網野 市場は境に設定され、そこはやはり神の世界に近い場所です。市場では相場を決める談合や饗応、そしてお祭りもやりますし、芸能もあります。それと同時に、これは私流の言い方ですが、市場ではすべてのものが「無縁」になる。つまり「神のもの」になるわけです。このことは中世史家の勝俣さんもはっきりと言っておられます。だから商品交換ができるわけです。ふつうの場所でものを交換すれば、贈与とお返しで人間の関係がむしろ緊密につながってしまうことになります。ものが「無縁」になる市場だからこそ、初めてものの商品としての交換ができるわけです。

 ですから、人間は神の世界へものを投げ入れることによって、初めてものを商品として商品交換をやっているわけです。その場合の交換は、神の場で行われる交換ですから、おのずから公平が保たれなければならなかったわけです。アダム・スミスが「国富論」で「神の手」といっていますが、商品の交換はものを人間の力が及ばない聖なる世界に投げ込むことによって初めて可能になりました。しかし人間は、「人の力の及ばないことをやっている」という意識がないまま、商品交換をしています。これまでの社会主義国は、そうした市場を権力で統制しようとしたわけです。

 もともと市場は本質的に、人間の力の及ばないところであり、商品流通はそうした世界を前提にしているわけです。ですから、人間は自らの力を超えることを市場でやっていることになります。

(オカヨ解説)今流行の金融工学などは、まさにこの神や仏、つまり自然に対する敬虔な姿勢が弱くなってきたものによるところでしょう。

 

農地改革とは何だったか。

網野 農地改革で、山林を持たない中小地主はみな没落しますが、たくさん山林を持っている大地主は金融や酒造、養蚕をやっており、みな生き延びるわけです。ですから例えば山梨県の政治地図は戦後も全然変わっておらず、やはり戦前の地主が中心になっていました。

 宮本常一さんが「忘れられた日本人」の中でたいへんに怒っています。
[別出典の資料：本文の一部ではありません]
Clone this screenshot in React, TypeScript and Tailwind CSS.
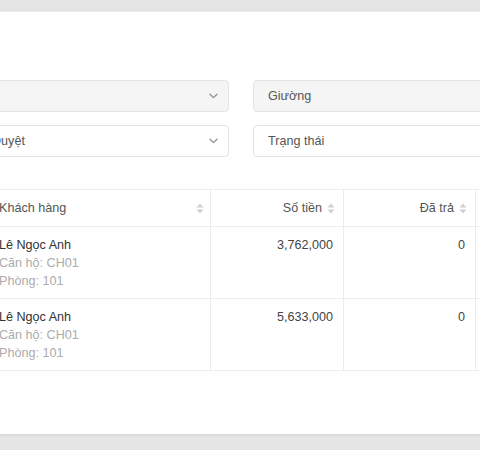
function Chevron() {
  return (
    <svg width="9" height="6" viewBox="0 0 9 6" fill="none" className="shrink-0">
      <path d="M1 1.2 L4.5 4.6 L8 1.2" stroke="#8a8a8a" strokeWidth="1.2" strokeLinecap="round" strokeLinejoin="round" />
    </svg>
  );
}

function SortIcon() {
  return (
    <svg width="8" height="11" viewBox="0 0 8 11" className="shrink-0">
      <path d="M4 0.5 L7.5 4.5 H0.5 Z" fill="#cfcfd4" />
      <path d="M4 10.5 L7.5 6.5 H0.5 Z" fill="#cfcfd4" />
    </svg>
  );
}

function Select({ label, disabled, arrow }: { label: string; disabled?: boolean; arrow?: boolean }) {
  return (
    <div
      className={`flex h-[32px] items-center justify-between rounded-[4px] border border-[#e2e2e8] pl-[14px] pr-[10px] text-[#555] ${
        disabled ? "bg-[#f5f5f5]" : "bg-white"
      }`}
    >
      <span>{label}</span>
      {arrow && <Chevron />}
    </div>
  );
}

const rows = [
  { name: "Lê Ngọc Anh", apt: "Căn hộ: CH01", room: "Phòng: 101", amount: "3,762,000", paid: "0" },
  { name: "Lê Ngọc Anh", apt: "Căn hộ: CH01", room: "Phòng: 101", amount: "5,633,000", paid: "0" },
];

export default function App() {
  return (
    <div className="h-[450px] overflow-hidden bg-[#e4e5e4] pt-[11px] font-['Liberation_Sans',Arial,sans-serif] text-[12.6px]">
      <div className="h-[423px] overflow-hidden border-t border-[#efefef] bg-white shadow-[0_1px_3px_rgba(0,0,0,0.08)]">
        {/* Filters */}
        <div className="-ml-[23px] grid w-[528px] grid-cols-[252px_252px] gap-x-[24px] gap-y-[13px] pt-[68px]">
          <Select label="" disabled arrow />
          <Select label="Giường" disabled />
          <Select label="Duyệt" arrow />
          <Select label="Trạng thái" />
        </div>

        {/* Table */}
        <div className="-ml-[12px] mt-[32px] w-[620px] text-[#444]">
          <div className="grid h-[38px] grid-cols-[223px_133px_132px_132px] border-y border-[#ebebf0] text-[#555]">
            <div className="flex items-center justify-between border-r border-[#ebebf0] pl-[11px] pr-[6px]">
              <span>Khách hàng</span>
              <SortIcon />
            </div>
            <div className="flex items-center justify-end gap-[5px] border-r border-[#ebebf0] pr-[8px]">
              <span>Số tiền</span>
              <SortIcon />
            </div>
            <div className="flex items-center justify-end gap-[5px] border-r border-[#ebebf0] pr-[8px]">
              <span>Đã trả</span>
              <SortIcon />
            </div>
            <div className="border-r border-[#ebebf0]" />
          </div>
          {rows.map((r, i) => (
            <div key={i} className="grid h-[72px] grid-cols-[223px_133px_132px_132px] border-b border-[#ebebf0] leading-[18px]">
              <div className="flex flex-col border-r border-[#ebebf0] pl-[11px] pt-[9px]">
                <span className="text-[#333]">{r.name}</span>
                <span className="text-[#ababab]">{r.apt}</span>
                <span className="text-[#ababab]">{r.room}</span>
              </div>
              <div className="border-r border-[#ebebf0] pr-[10px] pt-[9px] text-right">{r.amount}</div>
              <div className="border-r border-[#ebebf0] pr-[10px] pt-[9px] text-right">{r.paid}</div>
              <div className="border-r border-[#ebebf0]" />
            </div>
          ))}
        </div>
      </div>
    </div>
  );
}
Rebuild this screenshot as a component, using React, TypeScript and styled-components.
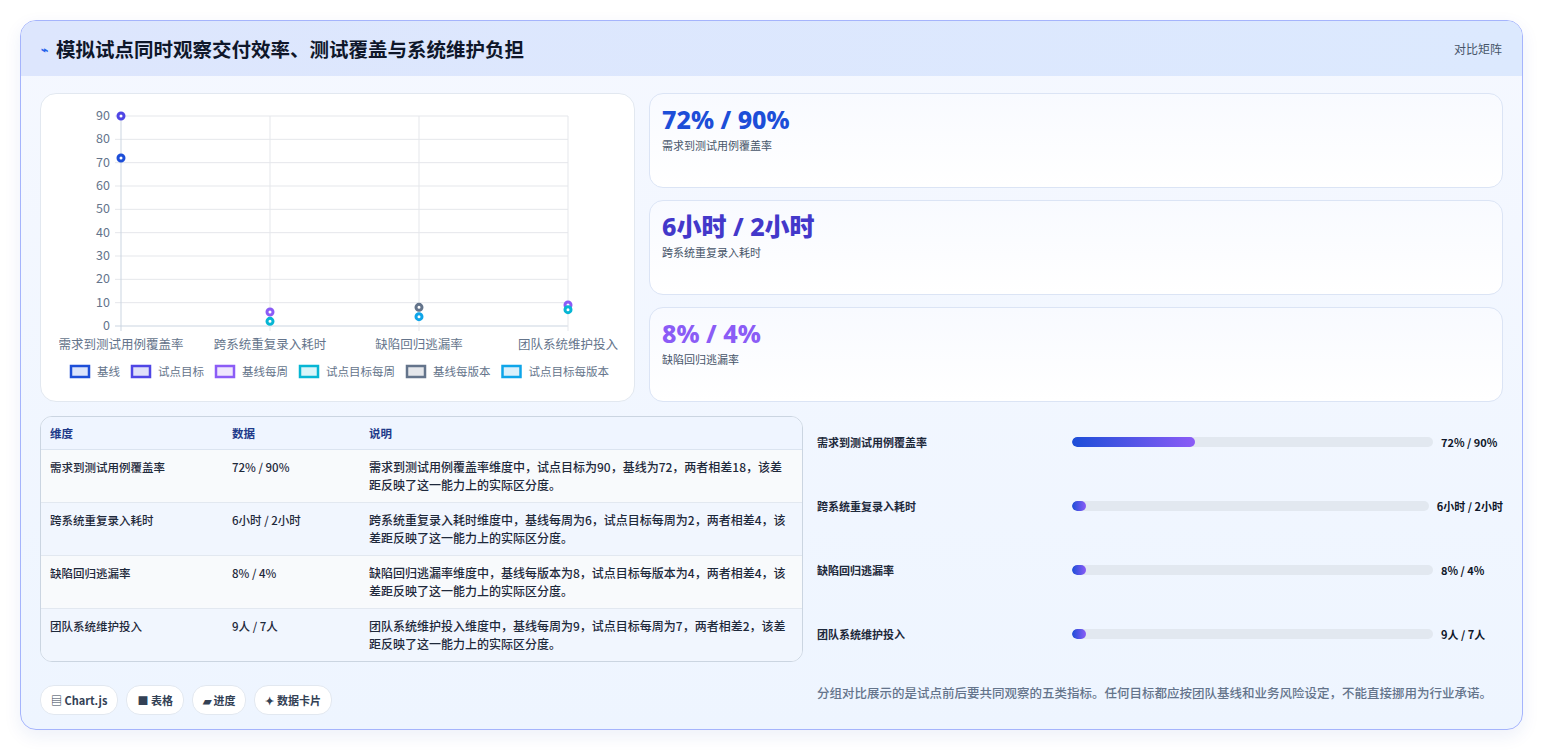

農地改革は東日本の大地主の問題で、西ではこの改革で小地主がひどい目にあう結果になったと。

 

稲作地帯は近世の現象

網野 コメが非常に普及していたと主張する方々は、よく江戸では長屋の住民までがコメを食べていた、だから日本人はみなコメを食べていたのだと言われるのでしょう。実はあれは都市だけの現象なんですね。

(中略)

ですから、現在、コメどころといわれる東北のような稲作地帯が生まれてくるのは、近世的な現象なんですね。とくに近世中期以降のことでしょうね。渋沢敬三が戦後まもなく言い切っていることなんですが、東北のコメの生産は企業だというのです。流れ者が来て水田を開いたわけじゃなくて、企業として水田の経営をやっているというわけです。

 このような事例からわかるように、日本人がコメに思い入れがあるというのはあくまでも一面の事実だということを十分認識したうえで、コメ問題を考えなくてはいけません。一時期の、一事例をもって日本のすべてに及ぼしたりすると、現代のコメ問題についても本当の意味の解決の仕方は出てこないんじゃないか。

(中略)

農民はコメをつくっても租税として出していて、自分たちは食べない。その代わり、イネ藁を生活用具として使うわけですね。コメを食べるのはお祭りのときだけです。

(オカヨ解説)この日本人のほとんど(百姓)がコメは租税用につくっていて、自分たちでは食べなかった。コメは都市に集まり、都市の人だけが三食食べていた。百姓はコメを食べるのはハレの日だけで、代わりにイネ藁を生活用具として使っていた、という事実は現在の日本人にほとんど認識されていないでしょう。

 こうした事実を知らないまま、コメ問題等のTPPに絡んだことを語るのは非常に危険だと思います。